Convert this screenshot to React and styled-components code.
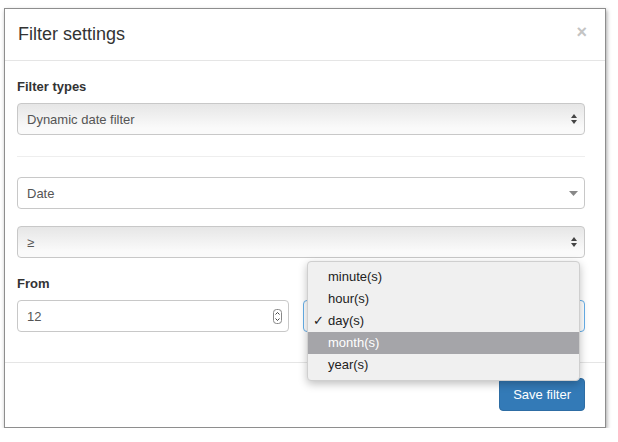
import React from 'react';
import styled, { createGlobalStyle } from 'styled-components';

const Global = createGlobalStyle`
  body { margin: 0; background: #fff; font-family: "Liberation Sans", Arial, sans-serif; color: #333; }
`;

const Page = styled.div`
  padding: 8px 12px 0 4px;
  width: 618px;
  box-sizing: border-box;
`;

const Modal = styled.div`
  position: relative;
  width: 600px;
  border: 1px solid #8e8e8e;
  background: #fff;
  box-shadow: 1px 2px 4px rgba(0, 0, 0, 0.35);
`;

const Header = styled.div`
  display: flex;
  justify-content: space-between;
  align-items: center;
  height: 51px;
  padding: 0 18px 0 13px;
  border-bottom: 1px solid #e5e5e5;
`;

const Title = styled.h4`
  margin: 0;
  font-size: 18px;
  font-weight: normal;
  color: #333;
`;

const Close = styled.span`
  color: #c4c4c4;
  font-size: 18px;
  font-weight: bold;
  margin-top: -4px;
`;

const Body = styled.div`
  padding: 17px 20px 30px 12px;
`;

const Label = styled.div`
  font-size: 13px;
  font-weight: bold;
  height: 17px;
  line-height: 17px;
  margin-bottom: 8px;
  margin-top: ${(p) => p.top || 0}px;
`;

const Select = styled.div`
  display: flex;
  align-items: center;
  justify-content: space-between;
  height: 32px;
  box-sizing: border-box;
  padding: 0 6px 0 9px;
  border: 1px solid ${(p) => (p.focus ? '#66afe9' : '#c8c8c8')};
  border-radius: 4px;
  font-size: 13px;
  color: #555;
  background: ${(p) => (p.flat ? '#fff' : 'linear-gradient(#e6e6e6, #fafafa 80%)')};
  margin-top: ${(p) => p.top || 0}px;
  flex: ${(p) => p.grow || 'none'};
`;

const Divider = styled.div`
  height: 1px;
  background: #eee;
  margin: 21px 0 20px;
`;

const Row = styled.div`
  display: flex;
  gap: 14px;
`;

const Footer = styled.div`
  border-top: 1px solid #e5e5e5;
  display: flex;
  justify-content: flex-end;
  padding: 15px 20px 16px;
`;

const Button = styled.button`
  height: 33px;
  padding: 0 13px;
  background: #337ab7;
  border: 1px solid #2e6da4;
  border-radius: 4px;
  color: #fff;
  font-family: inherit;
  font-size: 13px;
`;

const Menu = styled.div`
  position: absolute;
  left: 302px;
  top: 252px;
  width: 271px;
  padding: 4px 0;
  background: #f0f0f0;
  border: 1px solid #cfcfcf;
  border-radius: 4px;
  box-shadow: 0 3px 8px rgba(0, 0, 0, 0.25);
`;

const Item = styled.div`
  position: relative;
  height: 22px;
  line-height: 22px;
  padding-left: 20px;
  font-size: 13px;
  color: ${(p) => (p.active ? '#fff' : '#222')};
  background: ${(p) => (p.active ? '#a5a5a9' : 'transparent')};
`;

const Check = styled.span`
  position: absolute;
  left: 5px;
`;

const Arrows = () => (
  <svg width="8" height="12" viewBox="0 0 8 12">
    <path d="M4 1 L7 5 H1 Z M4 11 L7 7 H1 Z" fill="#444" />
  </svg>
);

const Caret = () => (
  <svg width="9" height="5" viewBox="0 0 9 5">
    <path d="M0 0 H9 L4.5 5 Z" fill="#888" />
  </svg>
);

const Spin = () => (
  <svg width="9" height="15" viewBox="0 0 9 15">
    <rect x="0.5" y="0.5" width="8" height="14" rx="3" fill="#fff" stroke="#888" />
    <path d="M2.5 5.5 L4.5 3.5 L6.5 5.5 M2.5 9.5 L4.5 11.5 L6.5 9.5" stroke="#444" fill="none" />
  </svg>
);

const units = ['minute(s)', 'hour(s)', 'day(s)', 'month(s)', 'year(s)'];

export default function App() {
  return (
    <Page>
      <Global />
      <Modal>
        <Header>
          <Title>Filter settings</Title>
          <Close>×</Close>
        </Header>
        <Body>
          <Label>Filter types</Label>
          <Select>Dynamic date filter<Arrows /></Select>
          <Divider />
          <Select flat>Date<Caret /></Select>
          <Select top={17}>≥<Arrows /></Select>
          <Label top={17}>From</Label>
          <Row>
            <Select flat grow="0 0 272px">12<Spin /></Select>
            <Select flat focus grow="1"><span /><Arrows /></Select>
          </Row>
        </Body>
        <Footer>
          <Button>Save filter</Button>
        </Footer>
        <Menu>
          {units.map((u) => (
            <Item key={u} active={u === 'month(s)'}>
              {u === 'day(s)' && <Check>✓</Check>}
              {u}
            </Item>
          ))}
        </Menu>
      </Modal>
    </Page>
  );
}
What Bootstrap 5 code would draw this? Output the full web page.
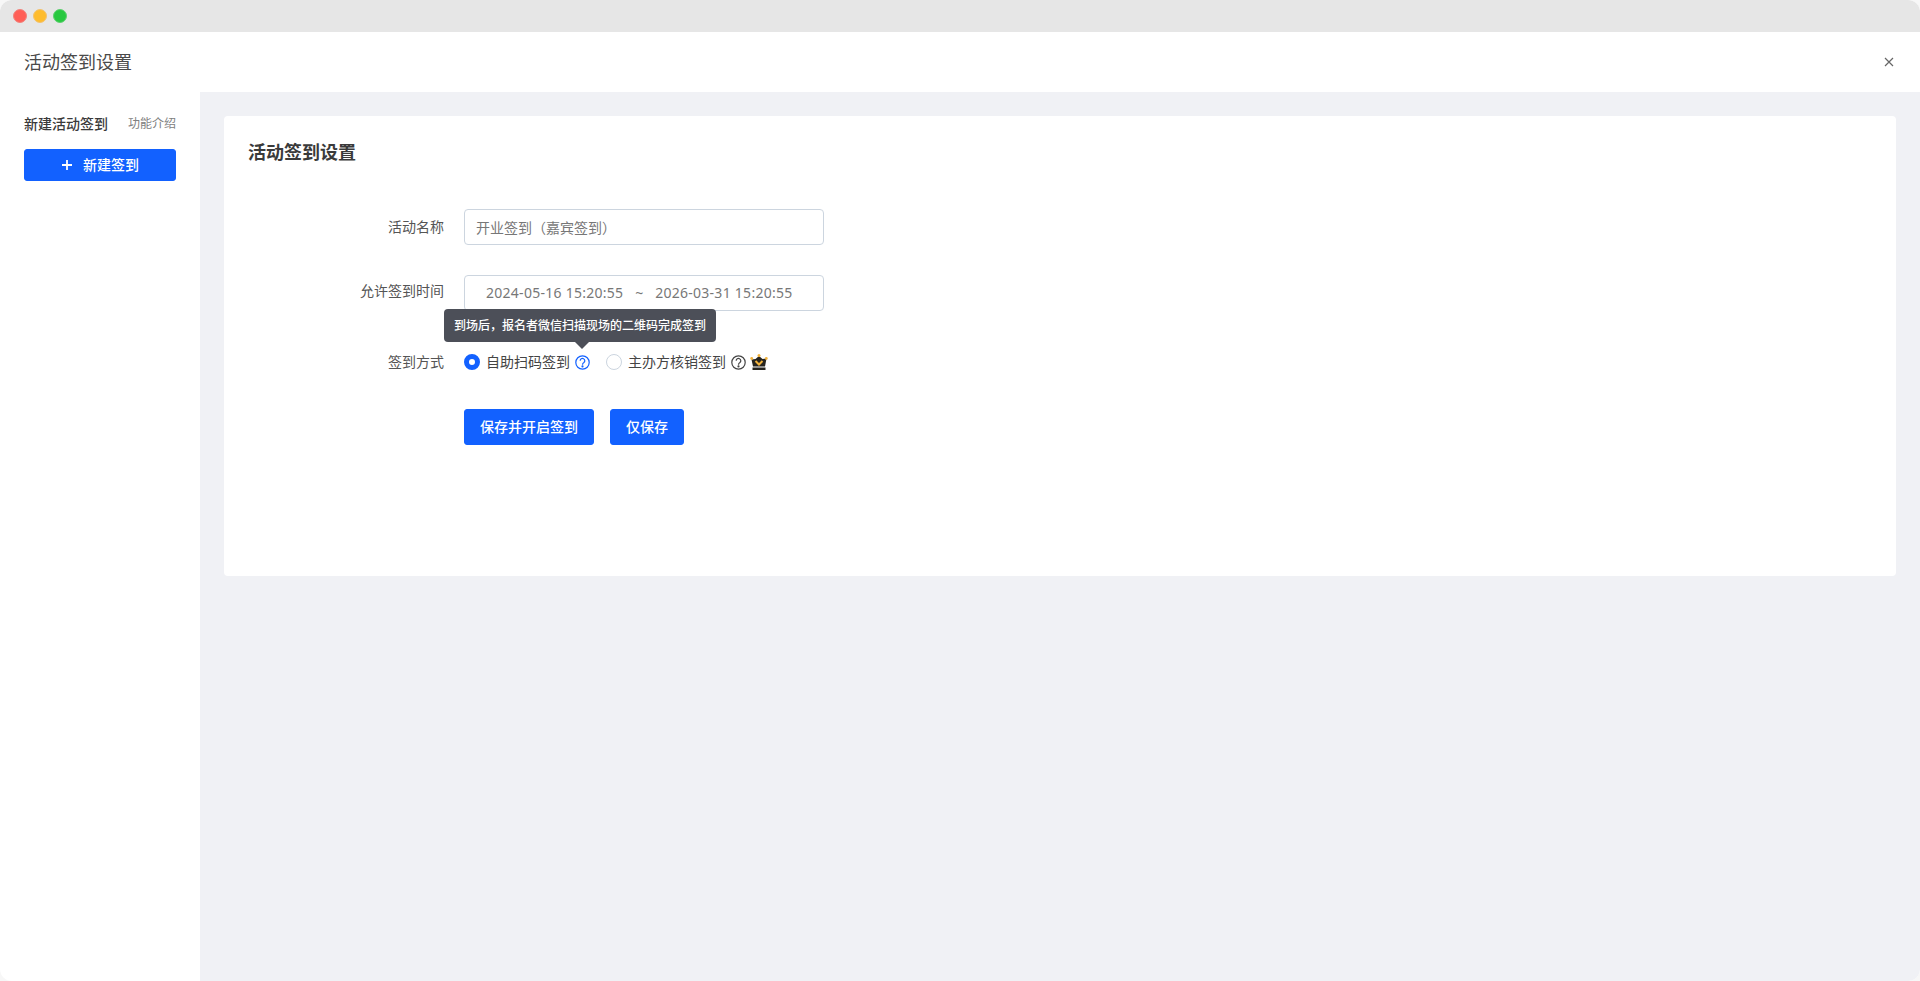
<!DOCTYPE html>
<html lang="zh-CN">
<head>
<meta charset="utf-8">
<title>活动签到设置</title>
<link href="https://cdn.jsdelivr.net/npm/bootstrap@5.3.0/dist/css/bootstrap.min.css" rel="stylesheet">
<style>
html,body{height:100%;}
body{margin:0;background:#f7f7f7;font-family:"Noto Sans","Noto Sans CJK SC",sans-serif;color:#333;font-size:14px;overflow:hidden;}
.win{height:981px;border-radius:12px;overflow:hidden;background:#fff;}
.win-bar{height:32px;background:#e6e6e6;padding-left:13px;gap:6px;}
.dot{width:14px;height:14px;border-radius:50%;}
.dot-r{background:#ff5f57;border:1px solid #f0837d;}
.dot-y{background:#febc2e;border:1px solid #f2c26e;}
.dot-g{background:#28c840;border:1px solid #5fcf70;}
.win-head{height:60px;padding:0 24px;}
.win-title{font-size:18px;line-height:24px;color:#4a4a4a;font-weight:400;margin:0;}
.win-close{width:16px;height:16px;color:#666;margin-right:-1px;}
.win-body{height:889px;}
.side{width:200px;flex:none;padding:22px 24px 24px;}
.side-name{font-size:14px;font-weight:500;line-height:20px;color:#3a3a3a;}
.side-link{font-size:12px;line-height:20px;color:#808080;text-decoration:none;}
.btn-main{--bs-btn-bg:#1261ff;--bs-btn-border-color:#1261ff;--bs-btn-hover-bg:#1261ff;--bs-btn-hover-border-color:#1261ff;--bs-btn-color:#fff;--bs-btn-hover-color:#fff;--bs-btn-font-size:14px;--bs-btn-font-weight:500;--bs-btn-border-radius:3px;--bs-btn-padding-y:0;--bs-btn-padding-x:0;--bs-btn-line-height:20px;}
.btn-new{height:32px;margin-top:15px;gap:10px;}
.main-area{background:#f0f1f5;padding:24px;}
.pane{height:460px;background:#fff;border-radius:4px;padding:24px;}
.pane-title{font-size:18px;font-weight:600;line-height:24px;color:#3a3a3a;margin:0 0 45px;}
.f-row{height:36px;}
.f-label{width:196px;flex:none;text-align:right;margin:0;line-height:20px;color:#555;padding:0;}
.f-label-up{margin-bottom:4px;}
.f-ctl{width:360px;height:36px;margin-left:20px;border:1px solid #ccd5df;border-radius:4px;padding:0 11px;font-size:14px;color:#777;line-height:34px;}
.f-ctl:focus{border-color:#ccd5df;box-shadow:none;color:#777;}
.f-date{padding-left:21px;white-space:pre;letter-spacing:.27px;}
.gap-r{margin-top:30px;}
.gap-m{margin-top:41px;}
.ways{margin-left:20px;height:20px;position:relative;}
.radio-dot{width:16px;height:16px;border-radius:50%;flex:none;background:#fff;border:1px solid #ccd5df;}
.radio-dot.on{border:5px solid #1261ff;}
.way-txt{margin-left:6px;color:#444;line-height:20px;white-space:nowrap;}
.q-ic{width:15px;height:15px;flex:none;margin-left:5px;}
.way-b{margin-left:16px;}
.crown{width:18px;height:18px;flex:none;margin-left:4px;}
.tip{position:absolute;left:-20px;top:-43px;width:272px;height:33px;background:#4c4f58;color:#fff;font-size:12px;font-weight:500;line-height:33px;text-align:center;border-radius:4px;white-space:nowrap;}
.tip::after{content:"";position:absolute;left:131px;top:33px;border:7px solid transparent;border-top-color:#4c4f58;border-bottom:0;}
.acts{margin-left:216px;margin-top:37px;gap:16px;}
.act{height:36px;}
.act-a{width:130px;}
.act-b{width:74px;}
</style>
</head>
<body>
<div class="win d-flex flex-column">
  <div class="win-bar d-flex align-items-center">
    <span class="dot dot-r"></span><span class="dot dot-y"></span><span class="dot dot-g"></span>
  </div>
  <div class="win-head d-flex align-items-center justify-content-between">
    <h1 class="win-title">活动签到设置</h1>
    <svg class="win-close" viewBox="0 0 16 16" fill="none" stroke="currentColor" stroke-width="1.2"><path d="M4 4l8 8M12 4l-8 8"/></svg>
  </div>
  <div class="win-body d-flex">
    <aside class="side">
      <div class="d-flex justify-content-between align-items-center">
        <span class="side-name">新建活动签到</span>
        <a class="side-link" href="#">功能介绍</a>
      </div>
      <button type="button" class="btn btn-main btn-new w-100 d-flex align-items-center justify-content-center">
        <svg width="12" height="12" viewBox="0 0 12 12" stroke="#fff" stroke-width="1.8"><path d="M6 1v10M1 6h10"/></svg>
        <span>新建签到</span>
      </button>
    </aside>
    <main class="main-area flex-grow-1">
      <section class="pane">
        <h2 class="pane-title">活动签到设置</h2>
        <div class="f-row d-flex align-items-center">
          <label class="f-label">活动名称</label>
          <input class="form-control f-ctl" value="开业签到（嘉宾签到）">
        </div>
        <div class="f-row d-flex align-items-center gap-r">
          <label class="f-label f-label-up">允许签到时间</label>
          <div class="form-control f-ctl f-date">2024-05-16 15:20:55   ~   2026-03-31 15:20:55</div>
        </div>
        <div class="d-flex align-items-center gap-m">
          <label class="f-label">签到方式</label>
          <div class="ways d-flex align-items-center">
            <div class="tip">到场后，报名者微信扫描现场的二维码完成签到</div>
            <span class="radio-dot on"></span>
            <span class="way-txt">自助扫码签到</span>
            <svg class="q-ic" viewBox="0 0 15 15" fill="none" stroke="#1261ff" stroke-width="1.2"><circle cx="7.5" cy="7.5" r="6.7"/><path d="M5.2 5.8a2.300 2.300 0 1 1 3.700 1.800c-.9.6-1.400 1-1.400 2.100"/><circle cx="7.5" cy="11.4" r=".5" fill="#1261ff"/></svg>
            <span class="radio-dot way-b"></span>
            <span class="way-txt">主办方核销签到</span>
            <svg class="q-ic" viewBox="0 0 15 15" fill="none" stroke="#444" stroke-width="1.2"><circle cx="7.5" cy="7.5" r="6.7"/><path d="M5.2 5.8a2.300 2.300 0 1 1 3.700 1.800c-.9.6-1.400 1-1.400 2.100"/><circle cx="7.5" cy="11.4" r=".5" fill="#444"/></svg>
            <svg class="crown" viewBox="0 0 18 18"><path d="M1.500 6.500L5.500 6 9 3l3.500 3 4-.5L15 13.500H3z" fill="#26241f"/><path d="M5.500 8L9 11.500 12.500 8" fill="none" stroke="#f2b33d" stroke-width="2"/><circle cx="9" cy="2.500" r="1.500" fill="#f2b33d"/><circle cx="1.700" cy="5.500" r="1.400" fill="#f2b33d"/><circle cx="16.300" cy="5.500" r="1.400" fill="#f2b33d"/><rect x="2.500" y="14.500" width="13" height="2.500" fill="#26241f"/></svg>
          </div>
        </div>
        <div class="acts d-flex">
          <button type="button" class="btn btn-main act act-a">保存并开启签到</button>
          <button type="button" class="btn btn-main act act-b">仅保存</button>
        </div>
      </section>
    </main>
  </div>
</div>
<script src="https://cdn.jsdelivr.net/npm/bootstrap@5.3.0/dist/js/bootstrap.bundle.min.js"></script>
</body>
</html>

EXERCISE GOAL
Return nothing except the number of lines that include the string "React".

PROBLEM SOLUTION
2